_What you have to do_.
Among the entries that follow, the required portion opens with the line containing "Convert this table" and closes with the line containing "import React from". Give that portion again exactly, and nothing else.

(Rows from a dataset of pages and code)
━━━━

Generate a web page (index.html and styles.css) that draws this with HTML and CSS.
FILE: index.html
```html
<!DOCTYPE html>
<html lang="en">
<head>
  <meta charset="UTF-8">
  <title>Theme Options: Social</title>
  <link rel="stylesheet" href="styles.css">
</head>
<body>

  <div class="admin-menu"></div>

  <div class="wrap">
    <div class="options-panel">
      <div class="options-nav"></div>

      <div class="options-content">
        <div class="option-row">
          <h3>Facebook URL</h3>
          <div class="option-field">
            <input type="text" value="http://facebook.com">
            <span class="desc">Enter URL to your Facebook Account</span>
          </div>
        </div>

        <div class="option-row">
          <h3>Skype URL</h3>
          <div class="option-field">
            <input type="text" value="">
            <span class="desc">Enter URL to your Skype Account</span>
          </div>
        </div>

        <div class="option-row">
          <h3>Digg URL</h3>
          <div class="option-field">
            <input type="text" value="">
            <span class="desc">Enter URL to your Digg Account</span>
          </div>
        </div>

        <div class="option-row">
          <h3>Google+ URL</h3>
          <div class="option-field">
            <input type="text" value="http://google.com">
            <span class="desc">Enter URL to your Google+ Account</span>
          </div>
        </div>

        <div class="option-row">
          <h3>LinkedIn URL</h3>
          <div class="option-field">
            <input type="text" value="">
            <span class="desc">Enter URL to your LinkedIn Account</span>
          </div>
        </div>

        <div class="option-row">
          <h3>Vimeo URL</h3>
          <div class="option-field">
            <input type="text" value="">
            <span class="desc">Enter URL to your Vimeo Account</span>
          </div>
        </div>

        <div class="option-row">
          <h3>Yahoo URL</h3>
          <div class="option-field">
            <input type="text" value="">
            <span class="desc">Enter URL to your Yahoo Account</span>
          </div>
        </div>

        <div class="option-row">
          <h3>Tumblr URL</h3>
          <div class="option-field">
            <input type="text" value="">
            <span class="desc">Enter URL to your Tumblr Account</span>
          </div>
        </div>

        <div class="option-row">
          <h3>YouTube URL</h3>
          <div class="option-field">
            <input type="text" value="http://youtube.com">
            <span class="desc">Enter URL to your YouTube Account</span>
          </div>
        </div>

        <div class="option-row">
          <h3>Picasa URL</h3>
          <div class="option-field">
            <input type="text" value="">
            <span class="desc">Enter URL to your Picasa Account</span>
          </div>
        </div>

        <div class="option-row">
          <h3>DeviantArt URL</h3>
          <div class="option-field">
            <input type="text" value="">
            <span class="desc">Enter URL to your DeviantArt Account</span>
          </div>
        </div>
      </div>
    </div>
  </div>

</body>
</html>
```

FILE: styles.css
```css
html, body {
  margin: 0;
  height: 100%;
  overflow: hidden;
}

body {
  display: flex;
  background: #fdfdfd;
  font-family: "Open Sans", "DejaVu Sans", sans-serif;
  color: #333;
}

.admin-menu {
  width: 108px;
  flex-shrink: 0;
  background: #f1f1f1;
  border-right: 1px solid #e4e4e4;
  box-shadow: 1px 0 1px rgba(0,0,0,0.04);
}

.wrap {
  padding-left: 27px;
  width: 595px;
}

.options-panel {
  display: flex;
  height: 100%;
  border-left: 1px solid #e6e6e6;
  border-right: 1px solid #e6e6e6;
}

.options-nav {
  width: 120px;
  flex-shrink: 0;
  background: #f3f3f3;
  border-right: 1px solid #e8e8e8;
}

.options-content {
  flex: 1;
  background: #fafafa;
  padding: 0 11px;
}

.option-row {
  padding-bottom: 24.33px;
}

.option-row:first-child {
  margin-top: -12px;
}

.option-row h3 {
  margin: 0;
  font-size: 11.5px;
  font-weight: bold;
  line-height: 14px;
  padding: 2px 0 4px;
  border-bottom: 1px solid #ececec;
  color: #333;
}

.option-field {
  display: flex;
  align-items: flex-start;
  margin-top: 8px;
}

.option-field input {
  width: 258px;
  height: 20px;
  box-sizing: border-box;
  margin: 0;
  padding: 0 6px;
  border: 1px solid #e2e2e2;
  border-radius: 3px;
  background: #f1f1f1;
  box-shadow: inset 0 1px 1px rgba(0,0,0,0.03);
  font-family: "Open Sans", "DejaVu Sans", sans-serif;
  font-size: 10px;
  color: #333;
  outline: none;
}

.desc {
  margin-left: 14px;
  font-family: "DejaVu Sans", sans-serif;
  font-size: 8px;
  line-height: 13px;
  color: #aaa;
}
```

━━━━

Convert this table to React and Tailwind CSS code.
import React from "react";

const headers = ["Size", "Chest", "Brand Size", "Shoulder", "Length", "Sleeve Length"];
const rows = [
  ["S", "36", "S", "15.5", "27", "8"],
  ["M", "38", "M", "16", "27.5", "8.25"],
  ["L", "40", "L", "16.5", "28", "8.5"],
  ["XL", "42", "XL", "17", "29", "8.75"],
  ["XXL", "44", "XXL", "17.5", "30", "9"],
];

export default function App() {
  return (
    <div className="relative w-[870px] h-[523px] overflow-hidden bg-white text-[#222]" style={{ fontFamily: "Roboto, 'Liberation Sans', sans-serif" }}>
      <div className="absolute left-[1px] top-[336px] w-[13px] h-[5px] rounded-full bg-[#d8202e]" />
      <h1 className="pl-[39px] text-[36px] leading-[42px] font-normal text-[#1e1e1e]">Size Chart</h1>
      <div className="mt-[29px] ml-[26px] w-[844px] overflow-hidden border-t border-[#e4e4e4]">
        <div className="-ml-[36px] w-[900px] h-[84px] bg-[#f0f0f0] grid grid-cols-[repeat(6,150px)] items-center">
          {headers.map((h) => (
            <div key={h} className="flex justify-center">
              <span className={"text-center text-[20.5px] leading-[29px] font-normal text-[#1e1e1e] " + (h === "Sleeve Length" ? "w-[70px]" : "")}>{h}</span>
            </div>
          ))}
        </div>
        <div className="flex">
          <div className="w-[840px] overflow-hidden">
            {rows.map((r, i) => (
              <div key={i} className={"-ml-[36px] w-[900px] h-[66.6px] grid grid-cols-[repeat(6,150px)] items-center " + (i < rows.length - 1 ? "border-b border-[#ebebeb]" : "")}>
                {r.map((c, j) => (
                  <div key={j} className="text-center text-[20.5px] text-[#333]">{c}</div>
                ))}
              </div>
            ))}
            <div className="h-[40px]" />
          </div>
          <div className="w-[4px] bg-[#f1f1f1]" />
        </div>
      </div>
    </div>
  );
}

━━━━

_Response for this exercise_.
Convert this table to React and Tailwind CSS code.
import React from "react";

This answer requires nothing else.